PMG PHOTO: HOLLY BARTHOLOMEW - Meridian Creek Assistant Principal Edgar Solares Vega is ready to take on the principalship of Bolton Primary School. Edgar Solares Vega has a wide range of experience in the field of education. Solares Vega, who has served as assistant principal at Meridian Creek Middle School since it opened in 2017 and recently was named principal of Bolton Primary, earned his teaching certificate in Guatemala.

He spent the next couple of months in the Central American country, where he was born and raised, teaching Spanish to tourists and Peace Corps volunteers, but soon made his way to the United States. Shortly after arriving, Solares Vega enrolled in classes at Portland Community College to learn English.

"As I was learning things about U.S. culture, social dynamics of race relations, ethnicity and how that plays a role in how we experience the world here in the States, I thought 'Well, I know how to be a teacher. I have a certificate already. It might actually be a good thing for me to go into teaching here,'" Solares Vega said.

He received his license and master's degree in education from Portland State University and began teaching in 1999. Solares Vega started as a fourth-grade teacher at Ainsworth Elementary in Portland. After three years there, he moved to the Beaverton School District.

In his last few years in Beaverton, Solares Vega served as a Teacher on Special Assignment (TOSA), focusing on emotional support for elementary -school students. In this position, he got his first taste of educational administrative work, which he called "the best job in the world."

To officially become an administrator, Solares Vega pursued a doctorate in curriculum and instruction and educational leadership and earned his administrative license in 2016.

A year later he took on the role of assistant principal at Meridian Creek. Solares Vega said it was difficult to even apply for the Bolton principal position because he loves being at Meridian Creek so much.

"I love the culture that we're creating being a brand-new school," he said. "Very few administrators get a chance to open a school, so that experience alone made this opportunity incredible."

From the get-go, one of the things he loved most about the culture at Meridian Creek was the inclusiveness. Within the first couple of days, he said he noticed kids going out of their way to include one another in games at break time, in discussions and group classwork. This inclusiveness, he noticed, rose all the way through the ranks of the district to West Linn-Wilsonville's top administrators.

In his nearly two years at WL-WV, he has appreciated the district's "inclusive culture" and "constructivist ideals."

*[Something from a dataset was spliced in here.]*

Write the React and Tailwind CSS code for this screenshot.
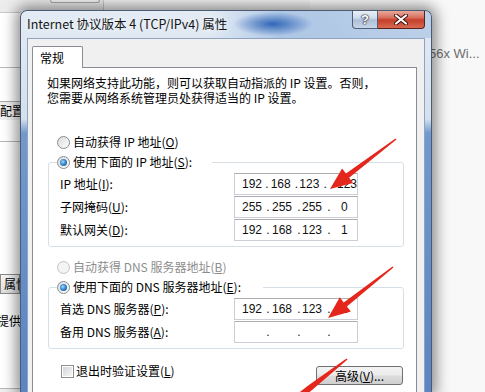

"Last year and this year, I saw how the district is very intentional and all about bringing people in who they feel will support that vision and to make the district as diverse as it can be," he said. "Those are things that I appreciate very much, and I felt that from the beginning. I'm very happy. I feel very supported."

Leading a school as principal has been a goal of Solares Vega's for a long time, and he is excited for the opportunity to do so from a school like Bolton.

"I'm very honored and excited to become part of the Bolton community. The warmth that I felt, the positive energy I experienced when I visited with staff and students, was very welcoming," he said. "l look forward to continuing the great work that they've been doing as a community and finding ways to support that work and get better together."